All in all, however, Acevedo Vilá, is off to a good start in opposing the Mercado nomination, which has been panned by the leaders of all three main political parties, with the singular exception of Gov. Calderón. It is after all a good time to distance one's self from her administration. If her public wedding ceremony, and her ensuing two-week honeymoon didn't signal her return to private life, then her nomination of Mercado, Calderón's last act before her "date with destiny" with Ramón Cantero Frau in Europe, sealed her fate as a lame duck governor.
The immediate challenge to Acevedo Vilá is to block the Mercado nomination.
Critics, especially from both the New Progressive and Puerto Rican Independence parties have decried the lack of verve in the resident commissioner's opposition to Mercado. But the proof of the pudding will be whether or not it is enough to kill Mercado's nomination. He has told why "for reasons of conscience" he is opposed to the nomination, and in doing so, opened the floodgates for a crescendo of PDP voices speaking out against it. And he called on party senators not to feel pressured into abiding by the majority will of the PDP Senate caucus -- something that Senate President Antonio Fas Alzamora has threatened to invoke.
It is a ripe moment for Acevedo Vilá to consolidate his political power within the PDP, freshly renamed its president last month. No recent polls have been published, but the Calderón administration is at public opinion low point, according to many indications.
Party stalwarts, who all attended the governor's wedding reception but who privately complained it created a "big mess" for the PDP, revolted against the nomination, saying it did not comply with pledges to bring independent judges to the judiciary and Mercado's lack of qualifications. Political opponents, furious about Calderón's two-week honeymoon already, have called the nomination an "unforgivable caprice" of the governor. They are as angered by Mercado's lack of experience as they by the choosing of so political a figure. Even El Nuevo Día, Calderón's preferred newspaper, has blasted her in two editorials for her lack of leadership and her nomination of Mercado.
The case against Mercado begins with his being such a central figure in the Calderón administration, and his previous pivotal role during her run for governor as PDP secretary general. His only credentials for the chief justice post are his minuscule experience as a private attorney and a few years experience as a district court judge overseeing run-of- the-mill criminal cases.
Moreover, political opponents are deeply distrustful of Mercado, remembered for his sharp tongue during the bitter political fights of the 2000 gubernatorial campaign.
The recent release of U.S. State Department documents, which accuse the commonwealth government of a "deliberate attempt to misrepresent its international status," have also raised questions about Mercado's honesty.

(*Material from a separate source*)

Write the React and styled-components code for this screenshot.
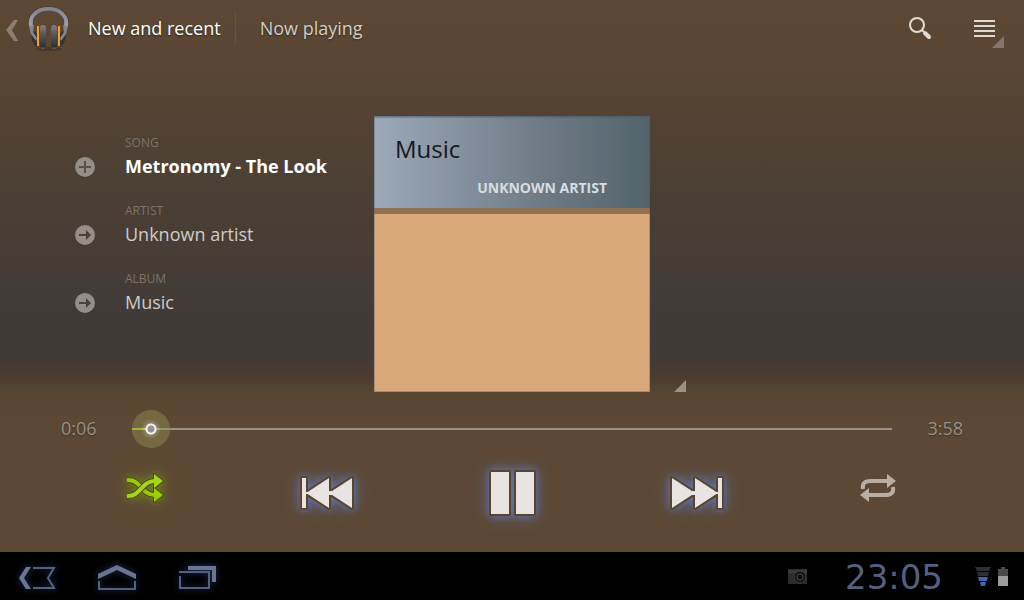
import React, { useState } from "react";
import styled, { createGlobalStyle } from "styled-components";

const GlobalStyle = createGlobalStyle`
  * {
    box-sizing: border-box;
  }
  body {
    margin: 0;
    background: #000;
    font-family: "Open Sans", "Noto Sans", sans-serif;
  }
  button {
    display: flex;
    align-items: center;
    justify-content: center;
    padding: 0;
    border: 0;
    background: none;
    color: inherit;
    font: inherit;
    cursor: pointer;
  }
  svg {
    display: block;
    overflow: visible;
  }
`;

const ScreenStyle = styled.div`
  display: flex;
  flex-direction: column;
  min-height: 100vh;
`;

const PlayerStyle = styled.main`
  flex: 1;
  display: flex;
  flex-direction: column;
  background: linear-gradient(
    #5c4834 0%,
    #594633 12%,
    #504133 25%,
    #463d35 46%,
    #403a37 58%,
    #413935 64%,
    #4a3c30 68%,
    #574532 71%,
    #5c4834 76%
  );
`;

const HeaderStyle = styled.header`
  display: flex;
  align-items: center;
  height: 58px;
  padding: 0 20px 0 4px;
`;

const BackButton = styled.button`
  gap: 8px;
`;

const TabListStyle = styled.nav`
  display: flex;
  flex: 1;
  align-items: center;
  margin-left: 19px;
  padding-bottom: 2px;
`;

const TabStyle = styled.button`
  height: 32px;
  padding-right: 14px;
  font-size: 18px;
  line-height: 24px;
  color: ${(props) => (props.$isActive ? "#fff" : "#d3cec9")};
  text-shadow: 0 1px 2px rgba(0, 0, 0, 0.5);

  & + & {
    padding-left: 24px;
    border-left: 1px solid #68553f;
  }
`;

const ActionsStyle = styled.div`
  display: flex;
  align-items: center;
  gap: 42px;
`;

const MenuButton = styled.button`
  position: relative;
  padding-right: 8px;
`;

const CornerStyle = styled.svg`
  position: absolute;
  right: 0;
  bottom: -8px;
`;

const ContentStyle = styled.section`
  display: grid;
  grid-template-columns: 1fr 276px 1fr;
  margin-top: 58px;
`;

const DetailsStyle = styled.div`
  display: flex;
  flex-direction: column;
  gap: 22px;
  padding: 18px 0 0 74px;
`;

const DetailStyle = styled.div`
  display: flex;
  align-items: flex-end;
  gap: 29px;
`;

const DetailButton = styled.button`
  height: 28px;
`;

const DetailLabel = styled.div`
  font-size: 12px;
  line-height: 18px;
  color: #7d736a;
`;

const DetailValue = styled.div`
  font-size: 18px;
  line-height: 28px;
  font-weight: ${(props) => (props.$isBold ? 700 : 400)};
  color: ${(props) => (props.$isBold ? "#fff" : "#cfcbc7")};
`;

const CoverStyle = styled.div`
  position: relative;
  height: 276px;
  background: #d9a97b;

  &::after {
    content: "";
    position: absolute;
    inset: 0;
    border: 1px solid rgba(80, 90, 100, 0.35);
  }
`;

const CoverHeader = styled.div`
  height: 98px;
  padding: 16px 43px 0 21px;
  border-bottom: 6px solid #917053;
  background: linear-gradient(90deg, #9ca9b9, #6f7b87 60%, #52636b);
  background-clip: padding-box;
  box-shadow: inset 0 2px 1px rgba(70, 95, 115, 0.4);
`;

const CoverTitle = styled.div`
  font-size: 24px;
  line-height: 34px;
  color: #14181c;
`;

const CoverArtist = styled.div`
  margin-top: 12px;
  font-size: 14px;
  line-height: 20px;
  font-weight: 700;
  text-align: right;
  color: #dadde0;
`;

const CoverMenuButton = styled.button`
  align-self: end;
  justify-self: start;
  margin-left: 24px;
`;

const ProgressStyle = styled.div`
  display: flex;
  align-items: center;
  justify-content: space-between;
  gap: 35px;
  margin-top: 18px;
  padding: 0 61px;
`;

const TimeStyle = styled.span`
  padding-bottom: 2px;
  font-size: 18px;
  line-height: 24px;
  color: #988f87;
  text-shadow: 0 1px 2px rgba(0, 0, 0, 0.4);
`;

const SeekInput = styled.input`
  flex: 1;
  min-width: 0;
  height: 38px;
  margin: 0;
  appearance: none;
  background: linear-gradient(90deg, #b4d022 19px, #9b918a 19px) center / 100%
    2px no-repeat;

  &::-webkit-slider-thumb {
    appearance: none;
    width: 38px;
    height: 38px;
    border-radius: 50%;
    background: radial-gradient(
      circle,
      #929297 3px,
      #f2f2f2 4px,
      #f2f2f2 5px,
      rgba(220, 220, 190, 0.4) 6px,
      rgba(148, 144, 80, 0.45) 10px
    );
  }
`;

const ControlsStyle = styled.div`
  display: flex;
  align-items: center;
  justify-content: space-between;
  height: 64px;
  margin: 13px 0 27px;
  padding: 0 128px;
`;

const ControlButton = styled.button`
  width: ${(props) => props.$width}px;
  padding-bottom: ${(props) => (props.$isSmall ? "10px" : 0)};

  svg {
    filter: ${(props) =>
      props.$glow
        ? `drop-shadow(0 0 3px ${props.$glow}) drop-shadow(0 0 8px ${props.$glow})`
        : "none"};
  }
`;

const SystemBarStyle = styled.footer`
  display: flex;
  align-items: center;
  justify-content: space-between;
  height: 48px;
  padding: 2px 16px 0 18px;
  background: #000;
`;

const SystemGroup = styled.div`
  display: flex;
  align-items: center;
  gap: ${(props) => props.$gap}px;
`;

const SystemButton = styled.button`
  padding-top: 2px;
  filter: drop-shadow(0 0 3px #1d3763);
`;

const ClockStyle = styled.time`
  width: 134px;
  font-family: "DejaVu Sans", sans-serif;
  font-size: 34px;
  line-height: 40px;
  text-align: center;
  color: #53607f;
`;

const HeadphonesIcon = () => (
  <svg width="41" height="44" viewBox="0 0 41 44" fill="none">
    <defs>
      <linearGradient id="band" x1="0" y1="0" x2="0" y2="1">
        <stop offset="0" stopColor="#85858a" />
        <stop offset="1" stopColor="#a3a5ad" />
      </linearGradient>
      <linearGradient id="cup" x1="0" y1="0" x2="0" y2="1">
        <stop offset="0" stopColor="#808085" />
        <stop offset="0.4" stopColor="#56565a" />
        <stop offset="0.9" stopColor="#303036" />
        <stop offset="1" stopColor="#6a6a80" />
      </linearGradient>
    </defs>
    <ellipse cx="21" cy="42" rx="13" ry="2" fill="#3a2c20" opacity="0.5" />
    <path d="M3 24L9 26V40C5 38 3 32 3 24ZM38 24L32 26V40C36 38 38 32 38 24Z" fill="#333337" />
    <path d="M3 20C1 9 9 2 20.500 2S40 9 38 20" stroke="#4d4038" strokeWidth="6" />
    <path d="M3 20C1 9 9 2 20.500 2S40 9 38 20" stroke="url(#band)" strokeWidth="4" />
    <path d="M5 14C7 7 13 4 20.500 4S34 7 36 14" stroke="#55565b" />
    <path d="M1 19L6 18L5 25L9 31L8 34L3 27ZM40 19L35 18L36 25L32 31L33 34L38 27Z" fill="#85878f" />
    <rect x="9" y="19" width="2" height="20" fill="#ff9c14" />
    <rect x="30" y="19" width="2" height="20" fill="#ff9c14" />
    <rect x="12" y="18" width="6" height="24" rx="3" fill="url(#cup)" />
    <rect x="23" y="18" width="6" height="24" rx="3" fill="url(#cup)" />
  </svg>
);

const TriangleIcon = ({ color }) => (
  <svg width="12" height="12">
    <path d="M12 0V12H0Z" fill={color} />
  </svg>
);

const DetailIcon = ({ type }) => (
  <svg width="22" height="22" viewBox="0 0 22 22">
    <circle cx="11" cy="13" r="10" fill="#40352c" opacity="0.6" />
    <circle cx="11" cy="12" r="10" fill="#958d87" />
    {type === "plus" ? (
      <path d="M11 6V18M5 12H17" stroke="#5b5048" strokeWidth="2" />
    ) : (
      <g fill="#4b4037">
        <path d="M5 11H12V13H5Z" />
        <path d="M12 7L17 12L12 17Z" />
      </g>
    )}
  </svg>
);

const ShuffleIcon = () => (
  <svg width="38" height="30" viewBox="0 0 38 30">
    <path
      d="M27 1L36 8L27 15ZM27 15L36 22L27 29Z"
      fill="#4b4a16"
      stroke="#4b4a16"
      strokeWidth="2"
      strokeLinejoin="round"
    />
    <path d="M0 7C14 6 14 22 28 22" fill="none" stroke="#4b4a16" strokeWidth="6" />
    <path d="M0 7C14 6 14 22 28 22" fill="none" stroke="#98c90c" strokeWidth="4" />
    <path d="M27 15L36 22L27 29Z" fill="#98d000" />
    <path d="M0 23C14 24 14 8 28 8" fill="none" stroke="#4b4a16" strokeWidth="6" />
    <path d="M0 23C14 24 14 8 28 8" fill="none" stroke="#a4d61a" strokeWidth="4" />
    <path d="M27 1L36 8L27 15Z" fill="#a4d61a" />
  </svg>
);

const SKIP_PATH = "M0 1H4V31H0ZM27 16L50 1V31ZM4 16L27 1V31Z";

const SkipIcon = ({ isNext }) => (
  <svg width="50" height="32" viewBox="0 0 50 32">
    <g transform={isNext ? "translate(50 0) scale(-1 1)" : undefined}>
      <path
        d={SKIP_PATH}
        stroke="#59442f"
        strokeWidth="4"
        strokeLinejoin="round"
      />
      <path d={SKIP_PATH} fill="#e8e4e1" />
      <path d="M25 14H30V18H25ZM4 15H6V17H4Z" fill="#e8e4e1" />
    </g>
  </svg>
);

const PauseIcon = () => (
  <svg width="43" height="44" viewBox="0 0 43 44">
    <g
      fill="#e8e4e1"
      stroke="#59442f"
      strokeWidth="4"
      strokeLinejoin="round"
      paintOrder="stroke"
    >
      <path d="M0 1H18V43H0Z" />
      <path d="M25 1H43V43H25Z" />
    </g>
  </svg>
);

const RepeatIcon = () => (
  <svg width="36" height="30" viewBox="0 0 36 30">
    <g fill="none" stroke="#b8aea6" strokeWidth="4">
      <path d="M3 16C2 10 5 8 11 8H27" />
      <path d="M33 14C34 20 31 22 25 22H8" />
    </g>
    <path d="M27 1L36 8L27 15ZM9 15L0 22L9 29Z" fill="#b8aea6" />
  </svg>
);

const details = [
  { label: "SONG", value: "Metronomy - The Look", icon: "plus", isBold: true },
  { label: "ARTIST", value: "Unknown artist", icon: "arrow" },
  { label: "ALBUM", value: "Music", icon: "arrow" },
];

const Header = () => (
  <HeaderStyle>
    <BackButton aria-label="Back">
      <svg width="16" height="24" viewBox="0 0 16 24">
        <path d="M10 3H14L8 13L14 24H10L2 13Z" fill="#8b7d71" />
      </svg>
      <HeadphonesIcon />
    </BackButton>
    <TabListStyle>
      <TabStyle $isActive>New and recent</TabStyle>
      <TabStyle>Now playing</TabStyle>
    </TabListStyle>
    <ActionsStyle>
      <button aria-label="Search">
        <svg width="24" height="24" viewBox="0 0 24 24">
          <circle cx="9" cy="8" r="7" fill="none" stroke="#e0dcd8" strokeWidth="2" />
          <path d="M14 13L16 15" stroke="#e0dcd8" strokeWidth="2" />
          <path d="M17 16L21 20" stroke="#e0dcd8" strokeWidth="4" strokeLinecap="round" />
        </svg>
      </button>
      <MenuButton aria-label="Menu">
        <svg width="22" height="22" viewBox="0 0 22 22">
          <path
            d="M0 3H21M0 8H21M0 13H21M0 18H21"
            stroke="#ded9d5"
            strokeWidth="2"
          />
        </svg>
        <CornerStyle width="12" height="12">
          <path d="M12 0V12H0Z" fill="#84766a" />
        </CornerStyle>
      </MenuButton>
    </ActionsStyle>
  </HeaderStyle>
);

const SystemBar = () => (
  <SystemBarStyle>
    <SystemGroup $gap={41}>
      <SystemButton aria-label="System back">
        <svg width="38" height="24" viewBox="0 0 38 24" fill="none">
          <path d="M8 1H13L6 12L13 23H8L1 12Z" fill="#6a7591" />
          <path d="M15 2H36L30 12L36 22H15" stroke="#54607e" strokeWidth="2" />
        </svg>
      </SystemButton>
      <SystemButton aria-label="Home">
        <svg width="40" height="26" viewBox="0 0 40 26" fill="none">
          <path d="M1 9L20 0L39 9V14L20 5L1 14Z" fill="#6a7591" />
          <path d="M2 16V24H38V16" stroke="#54607e" strokeWidth="2" />
        </svg>
      </SystemButton>
      <SystemButton aria-label="Recent apps">
        <svg width="38" height="24" viewBox="0 0 38 24" fill="none">
          <path d="M10 0H38V16H34V4H10Z" fill="#6a7591" />
          <path d="M1 6H31V22H2V10" stroke="#54607e" strokeWidth="2" />
        </svg>
      </SystemButton>
    </SystemGroup>
    <SystemGroup $gap={14}>
      <SystemGroup $gap={20}>
        <svg width="19" height="16" viewBox="0 0 19 16">
          <rect width="19" height="15" fill="#2c2c2c" />
          <path d="M0 1H19V4H0Z" fill="#3c3c3c" />
          <circle cx="12" cy="8" r="6" fill="#161616" stroke="#3c3c3c" />
          <circle cx="12" cy="8" r="3" fill="#070707" stroke="#484848" />
        </svg>
        <ClockStyle>23:05</ClockStyle>
      </SystemGroup>
      <SystemGroup $gap={7}>
        <svg width="16" height="20" viewBox="0 0 16 20">
          <path d="M0 0H16L14 4H2ZM2 5H14L13 9H3Z" fill="#2b2f36" />
          <path d="M3 10H13L12 14H4ZM5 15H11L10 19H6Z" fill="#3f65b4" />
        </svg>
        <svg width="10" height="21" viewBox="0 0 10 21">
          <path d="M3 0H7V2H10V9H0V2H3Z" fill="#4a4a4a" />
          <path d="M0 9H10V19H0Z" fill="#9b9b9b" />
        </svg>
      </SystemGroup>
    </SystemGroup>
  </SystemBarStyle>
);

const App = () => {
  const [position, setPosition] = useState(0);

  return (
    <ScreenStyle>
      <GlobalStyle />
      <PlayerStyle>
        <Header />
        <ContentStyle>
          <DetailsStyle>
            {details.map((detail) => (
              <DetailStyle key={detail.label}>
                <DetailButton aria-label={detail.label}>
                  <DetailIcon type={detail.icon} />
                </DetailButton>
                <div>
                  <DetailLabel>{detail.label}</DetailLabel>
                  <DetailValue $isBold={detail.isBold}>{detail.value}</DetailValue>
                </div>
              </DetailStyle>
            ))}
          </DetailsStyle>
          <CoverStyle>
            <CoverHeader>
              <CoverTitle>Music</CoverTitle>
              <CoverArtist>UNKNOWN ARTIST</CoverArtist>
            </CoverHeader>
          </CoverStyle>
          <CoverMenuButton aria-label="Album options">
            <TriangleIcon color="#9b918a" />
          </CoverMenuButton>
        </ContentStyle>
        <ProgressStyle>
          <TimeStyle>0:06</TimeStyle>
          <SeekInput
            type="range"
            aria-label="Seek"
            min="0"
            max="238"
            value={position}
            onChange={(e) => setPosition(Number(e.target.value))}
          />
          <TimeStyle>3:58</TimeStyle>
        </ProgressStyle>
        <ControlsStyle>
          <ControlButton aria-label="Shuffle" $width={36} $isSmall $glow="#87b80066">
            <ShuffleIcon />
          </ControlButton>
          <ControlButton aria-label="Previous" $width={50} $glow="#5f7fd099">
            <SkipIcon />
          </ControlButton>
          <ControlButton aria-label="Pause" $width={43} $glow="#5f7fd099">
            <PauseIcon />
          </ControlButton>
          <ControlButton aria-label="Next" $width={50} $glow="#5f7fd099">
            <SkipIcon isNext />
          </ControlButton>
          <ControlButton aria-label="Repeat" $width={36} $isSmall>
            <RepeatIcon />
          </ControlButton>
        </ControlsStyle>
      </PlayerStyle>
      <SystemBar />
    </ScreenStyle>
  );
};

export default App;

Calderón had to know that her nomination of Mercado would have caused a firestorm of controversy, as well as more problems for her party. Harsh criticism of it began weeks before she officially announced her decision.
She could have heeded her critics, and remembered her frequent campaign pledges to seek consensus in making important decisions, by naming Mercado an associate justice and picking one of the sitting Supreme Court members as the new chief justice. Or she could have picked a truly independent jurist with impeccable credentials for the job.
In picking Mercado, she showed that she was more interested in extending her personal political power than helping Puerto Rico or her party. Mercado may not be the best legal mind on the island, but his relative youth means that he could keep the job for the next 25 years.
Mercado is not the kind of consensus candidate the PDP wants to be remembered for in the run-up to next year's election. And his verbal rebukes of his critics this week have only added to the notion that he lacks the judicial temperament to be chief justice.
The Senate outlook today is a toss-up, with six PDP senators, enough to tank the nomination, opposing it but with at least one saying he would tow the Senate caucus line if required to do so.
Acevedo Vilá's viability as PDP leader and gubernatorial candidate has a lot riding on the confirmation process. So much so, in fact, that it is tempting to think that minority senators might vote to confirm Mercado as a way of damaging the resident commissioner's election hopes.
But the idea of Ferdinand Mercado presiding the Supreme Court for the next 25 years is a more chilling thought than that of an invigorated Acevedo Vilá candidacy, so that is unlikely to happen.